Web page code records
================================

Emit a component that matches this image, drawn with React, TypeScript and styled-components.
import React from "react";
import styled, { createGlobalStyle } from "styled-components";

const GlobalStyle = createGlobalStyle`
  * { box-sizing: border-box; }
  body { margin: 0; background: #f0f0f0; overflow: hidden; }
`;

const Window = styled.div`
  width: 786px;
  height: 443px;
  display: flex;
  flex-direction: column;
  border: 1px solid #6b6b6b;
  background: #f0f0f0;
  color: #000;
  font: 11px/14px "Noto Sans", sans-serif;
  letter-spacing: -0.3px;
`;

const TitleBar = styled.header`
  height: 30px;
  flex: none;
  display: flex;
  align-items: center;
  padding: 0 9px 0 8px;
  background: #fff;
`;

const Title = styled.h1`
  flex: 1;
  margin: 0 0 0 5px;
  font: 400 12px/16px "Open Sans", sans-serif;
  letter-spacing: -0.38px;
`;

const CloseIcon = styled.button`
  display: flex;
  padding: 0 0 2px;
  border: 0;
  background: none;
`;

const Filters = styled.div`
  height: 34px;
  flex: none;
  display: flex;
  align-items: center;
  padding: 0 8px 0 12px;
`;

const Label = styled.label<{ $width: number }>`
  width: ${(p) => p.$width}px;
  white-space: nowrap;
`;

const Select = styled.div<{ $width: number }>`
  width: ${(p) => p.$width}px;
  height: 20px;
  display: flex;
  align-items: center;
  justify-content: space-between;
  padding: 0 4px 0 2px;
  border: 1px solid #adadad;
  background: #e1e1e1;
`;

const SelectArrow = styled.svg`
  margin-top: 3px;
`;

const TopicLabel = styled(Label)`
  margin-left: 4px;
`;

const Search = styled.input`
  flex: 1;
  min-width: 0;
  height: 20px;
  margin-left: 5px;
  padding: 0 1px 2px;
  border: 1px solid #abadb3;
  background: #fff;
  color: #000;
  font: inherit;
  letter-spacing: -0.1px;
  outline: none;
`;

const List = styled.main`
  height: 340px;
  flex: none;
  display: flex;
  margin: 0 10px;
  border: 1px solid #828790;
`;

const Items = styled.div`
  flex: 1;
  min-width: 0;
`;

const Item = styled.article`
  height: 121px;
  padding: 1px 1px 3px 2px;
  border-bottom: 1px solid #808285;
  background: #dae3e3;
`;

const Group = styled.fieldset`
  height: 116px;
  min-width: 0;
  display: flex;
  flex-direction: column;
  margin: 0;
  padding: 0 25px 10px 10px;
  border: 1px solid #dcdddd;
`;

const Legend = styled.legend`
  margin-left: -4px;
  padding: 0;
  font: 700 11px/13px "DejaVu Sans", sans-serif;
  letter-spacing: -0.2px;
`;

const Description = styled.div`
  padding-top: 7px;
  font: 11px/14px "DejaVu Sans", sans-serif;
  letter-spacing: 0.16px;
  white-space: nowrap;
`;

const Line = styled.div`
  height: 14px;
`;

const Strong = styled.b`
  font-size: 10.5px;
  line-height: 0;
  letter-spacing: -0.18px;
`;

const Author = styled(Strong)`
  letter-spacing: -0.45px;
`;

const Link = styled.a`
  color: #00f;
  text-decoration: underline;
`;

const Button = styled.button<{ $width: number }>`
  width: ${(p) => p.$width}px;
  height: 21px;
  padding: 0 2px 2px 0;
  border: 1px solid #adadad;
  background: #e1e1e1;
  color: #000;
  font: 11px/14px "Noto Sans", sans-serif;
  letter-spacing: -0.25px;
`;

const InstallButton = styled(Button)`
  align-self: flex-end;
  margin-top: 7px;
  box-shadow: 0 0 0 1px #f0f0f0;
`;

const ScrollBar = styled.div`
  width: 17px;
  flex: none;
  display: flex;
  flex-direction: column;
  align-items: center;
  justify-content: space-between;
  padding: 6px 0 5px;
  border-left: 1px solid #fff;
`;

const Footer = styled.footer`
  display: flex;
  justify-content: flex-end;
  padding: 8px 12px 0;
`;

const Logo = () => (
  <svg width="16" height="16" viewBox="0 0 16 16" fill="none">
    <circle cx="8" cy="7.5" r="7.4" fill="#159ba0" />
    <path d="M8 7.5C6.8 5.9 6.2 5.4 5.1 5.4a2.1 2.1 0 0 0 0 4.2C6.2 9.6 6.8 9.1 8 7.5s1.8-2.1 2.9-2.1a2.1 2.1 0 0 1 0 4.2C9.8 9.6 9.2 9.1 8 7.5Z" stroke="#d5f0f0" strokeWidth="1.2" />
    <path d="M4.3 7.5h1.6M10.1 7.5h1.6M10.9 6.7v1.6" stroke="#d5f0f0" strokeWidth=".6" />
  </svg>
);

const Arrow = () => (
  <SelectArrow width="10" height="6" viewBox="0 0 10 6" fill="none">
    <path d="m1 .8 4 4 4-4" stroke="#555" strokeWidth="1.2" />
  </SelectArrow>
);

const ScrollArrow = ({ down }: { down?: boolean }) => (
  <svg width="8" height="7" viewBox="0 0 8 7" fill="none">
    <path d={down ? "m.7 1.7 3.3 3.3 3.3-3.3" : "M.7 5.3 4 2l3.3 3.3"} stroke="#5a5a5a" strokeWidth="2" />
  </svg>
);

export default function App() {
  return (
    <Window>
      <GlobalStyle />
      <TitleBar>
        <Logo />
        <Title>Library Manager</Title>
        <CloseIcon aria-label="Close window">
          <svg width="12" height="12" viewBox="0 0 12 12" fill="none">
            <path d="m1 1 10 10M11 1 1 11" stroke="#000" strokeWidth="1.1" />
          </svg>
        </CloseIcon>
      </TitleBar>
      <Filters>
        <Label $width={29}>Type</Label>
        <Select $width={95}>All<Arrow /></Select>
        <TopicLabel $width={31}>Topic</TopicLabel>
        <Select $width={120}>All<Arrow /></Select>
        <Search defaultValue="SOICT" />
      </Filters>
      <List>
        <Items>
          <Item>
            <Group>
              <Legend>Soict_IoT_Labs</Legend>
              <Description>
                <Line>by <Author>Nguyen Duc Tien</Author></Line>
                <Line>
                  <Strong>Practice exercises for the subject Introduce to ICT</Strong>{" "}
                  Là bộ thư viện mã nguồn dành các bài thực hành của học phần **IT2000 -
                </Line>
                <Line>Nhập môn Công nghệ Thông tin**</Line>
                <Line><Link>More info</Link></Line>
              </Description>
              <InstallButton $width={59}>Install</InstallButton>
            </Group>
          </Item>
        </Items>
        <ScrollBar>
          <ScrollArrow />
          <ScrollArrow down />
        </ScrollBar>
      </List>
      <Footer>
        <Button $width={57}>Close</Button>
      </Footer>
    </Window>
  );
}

================================

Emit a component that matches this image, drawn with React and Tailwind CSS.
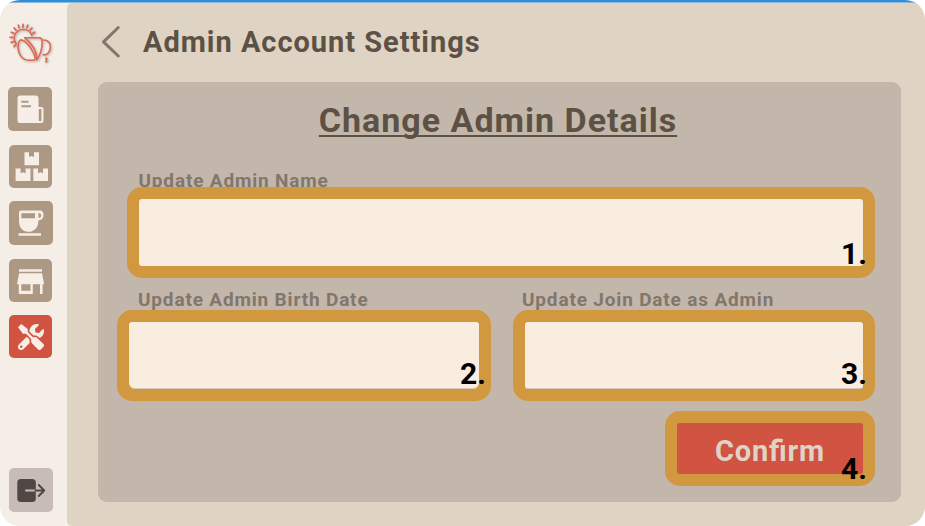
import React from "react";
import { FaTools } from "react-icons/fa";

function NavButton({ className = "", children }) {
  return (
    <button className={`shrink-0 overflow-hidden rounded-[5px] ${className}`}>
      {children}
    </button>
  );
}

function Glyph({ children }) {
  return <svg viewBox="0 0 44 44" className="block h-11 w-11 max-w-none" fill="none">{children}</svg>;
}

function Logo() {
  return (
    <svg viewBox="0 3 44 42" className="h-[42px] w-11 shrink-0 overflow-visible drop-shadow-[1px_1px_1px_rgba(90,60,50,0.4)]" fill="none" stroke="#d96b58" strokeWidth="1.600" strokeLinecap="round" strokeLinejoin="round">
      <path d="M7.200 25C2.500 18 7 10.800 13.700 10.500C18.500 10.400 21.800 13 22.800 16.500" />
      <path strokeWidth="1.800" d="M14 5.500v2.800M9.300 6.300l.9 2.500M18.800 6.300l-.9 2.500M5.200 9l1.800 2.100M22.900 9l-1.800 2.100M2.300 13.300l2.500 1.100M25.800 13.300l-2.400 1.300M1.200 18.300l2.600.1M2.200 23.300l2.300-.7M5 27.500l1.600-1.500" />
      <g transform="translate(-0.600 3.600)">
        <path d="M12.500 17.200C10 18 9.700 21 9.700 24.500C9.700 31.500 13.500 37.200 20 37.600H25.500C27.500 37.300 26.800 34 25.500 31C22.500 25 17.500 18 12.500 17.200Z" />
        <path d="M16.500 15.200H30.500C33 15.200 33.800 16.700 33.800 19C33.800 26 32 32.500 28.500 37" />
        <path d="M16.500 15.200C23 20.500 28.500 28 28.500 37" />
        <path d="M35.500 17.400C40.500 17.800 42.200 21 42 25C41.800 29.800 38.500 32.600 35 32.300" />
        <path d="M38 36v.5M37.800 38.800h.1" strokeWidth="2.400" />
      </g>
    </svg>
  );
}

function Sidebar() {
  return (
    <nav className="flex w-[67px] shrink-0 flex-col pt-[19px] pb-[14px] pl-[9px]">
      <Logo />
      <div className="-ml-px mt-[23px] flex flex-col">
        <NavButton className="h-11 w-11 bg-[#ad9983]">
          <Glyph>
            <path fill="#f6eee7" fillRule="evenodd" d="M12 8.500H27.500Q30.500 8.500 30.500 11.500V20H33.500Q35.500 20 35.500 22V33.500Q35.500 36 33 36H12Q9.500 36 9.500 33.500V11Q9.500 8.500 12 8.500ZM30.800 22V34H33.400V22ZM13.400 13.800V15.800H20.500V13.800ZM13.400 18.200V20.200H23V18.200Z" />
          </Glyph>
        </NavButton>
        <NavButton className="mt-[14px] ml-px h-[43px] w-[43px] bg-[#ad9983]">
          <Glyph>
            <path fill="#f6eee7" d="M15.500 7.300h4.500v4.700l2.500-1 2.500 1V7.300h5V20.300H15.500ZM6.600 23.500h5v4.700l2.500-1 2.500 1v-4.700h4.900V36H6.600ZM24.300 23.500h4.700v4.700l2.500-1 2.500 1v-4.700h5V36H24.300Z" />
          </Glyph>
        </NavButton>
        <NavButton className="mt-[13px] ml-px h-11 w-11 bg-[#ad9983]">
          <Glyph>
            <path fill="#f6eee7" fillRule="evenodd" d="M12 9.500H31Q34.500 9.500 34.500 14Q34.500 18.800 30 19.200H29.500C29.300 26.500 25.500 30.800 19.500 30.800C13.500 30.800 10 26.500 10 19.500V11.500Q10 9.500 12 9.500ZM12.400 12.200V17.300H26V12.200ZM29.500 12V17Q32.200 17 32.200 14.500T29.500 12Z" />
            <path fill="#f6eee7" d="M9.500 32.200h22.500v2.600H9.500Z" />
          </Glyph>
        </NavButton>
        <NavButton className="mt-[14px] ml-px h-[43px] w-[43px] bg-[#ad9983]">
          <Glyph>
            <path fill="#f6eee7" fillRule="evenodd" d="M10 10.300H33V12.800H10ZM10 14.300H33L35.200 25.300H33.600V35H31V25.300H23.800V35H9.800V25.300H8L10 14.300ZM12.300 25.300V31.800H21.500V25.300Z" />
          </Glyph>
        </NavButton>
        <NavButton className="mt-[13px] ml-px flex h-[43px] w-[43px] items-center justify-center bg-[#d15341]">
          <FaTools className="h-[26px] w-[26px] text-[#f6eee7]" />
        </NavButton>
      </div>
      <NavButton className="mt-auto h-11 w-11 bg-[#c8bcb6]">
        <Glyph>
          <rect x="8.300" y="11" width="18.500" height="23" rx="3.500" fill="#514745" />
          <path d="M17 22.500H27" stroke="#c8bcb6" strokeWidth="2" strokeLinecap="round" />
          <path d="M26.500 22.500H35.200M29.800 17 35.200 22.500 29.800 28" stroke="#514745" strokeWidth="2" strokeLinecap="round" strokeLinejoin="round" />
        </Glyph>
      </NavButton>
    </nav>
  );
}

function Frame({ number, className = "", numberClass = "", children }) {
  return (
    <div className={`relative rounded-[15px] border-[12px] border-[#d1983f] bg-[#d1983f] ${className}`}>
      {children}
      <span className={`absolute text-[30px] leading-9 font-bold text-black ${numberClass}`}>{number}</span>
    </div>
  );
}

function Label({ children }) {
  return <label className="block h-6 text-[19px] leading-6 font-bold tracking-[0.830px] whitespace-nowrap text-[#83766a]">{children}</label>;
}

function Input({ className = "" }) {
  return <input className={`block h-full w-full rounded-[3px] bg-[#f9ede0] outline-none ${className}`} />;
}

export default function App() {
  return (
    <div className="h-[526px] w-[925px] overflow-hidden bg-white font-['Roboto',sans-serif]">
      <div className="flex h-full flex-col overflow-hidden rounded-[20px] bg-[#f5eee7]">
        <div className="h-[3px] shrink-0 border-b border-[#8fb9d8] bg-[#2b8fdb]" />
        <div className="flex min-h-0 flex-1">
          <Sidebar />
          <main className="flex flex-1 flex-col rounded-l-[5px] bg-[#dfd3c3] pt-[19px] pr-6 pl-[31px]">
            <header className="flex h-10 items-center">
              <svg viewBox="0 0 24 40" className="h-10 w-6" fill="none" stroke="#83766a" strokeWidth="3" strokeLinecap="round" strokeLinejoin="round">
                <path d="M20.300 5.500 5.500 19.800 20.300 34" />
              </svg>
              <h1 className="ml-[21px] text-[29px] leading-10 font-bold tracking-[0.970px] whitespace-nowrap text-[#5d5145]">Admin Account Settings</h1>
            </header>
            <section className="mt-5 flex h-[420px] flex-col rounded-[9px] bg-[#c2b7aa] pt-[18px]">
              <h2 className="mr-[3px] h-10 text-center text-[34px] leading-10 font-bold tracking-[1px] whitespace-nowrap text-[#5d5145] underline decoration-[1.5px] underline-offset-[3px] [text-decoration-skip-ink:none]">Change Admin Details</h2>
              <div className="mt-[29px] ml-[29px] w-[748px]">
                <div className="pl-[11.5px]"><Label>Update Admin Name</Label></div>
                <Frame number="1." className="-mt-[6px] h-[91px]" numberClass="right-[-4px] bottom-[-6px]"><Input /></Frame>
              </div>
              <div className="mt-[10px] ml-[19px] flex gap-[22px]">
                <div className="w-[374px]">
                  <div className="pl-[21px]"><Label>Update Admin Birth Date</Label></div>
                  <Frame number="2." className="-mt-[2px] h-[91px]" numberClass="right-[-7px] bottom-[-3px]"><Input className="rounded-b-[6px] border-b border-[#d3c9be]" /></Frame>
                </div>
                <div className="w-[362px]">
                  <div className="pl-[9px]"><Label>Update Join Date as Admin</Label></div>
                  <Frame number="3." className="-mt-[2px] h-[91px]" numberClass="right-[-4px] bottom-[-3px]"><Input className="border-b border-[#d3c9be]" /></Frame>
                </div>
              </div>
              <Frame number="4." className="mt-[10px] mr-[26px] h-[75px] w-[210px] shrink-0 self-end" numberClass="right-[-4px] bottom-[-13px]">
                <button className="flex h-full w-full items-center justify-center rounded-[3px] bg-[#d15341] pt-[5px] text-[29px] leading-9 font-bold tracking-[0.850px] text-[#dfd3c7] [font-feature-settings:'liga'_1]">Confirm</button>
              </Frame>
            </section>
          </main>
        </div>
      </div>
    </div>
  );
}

================================

▶ **Task instructions**: From the entries, report each line that includes the word "this".

▶ **Exercise answer**:
Emit a component that matches this image, drawn with React, TypeScript and styled-components.
Emit a component that matches this image, drawn with React and Tailwind CSS.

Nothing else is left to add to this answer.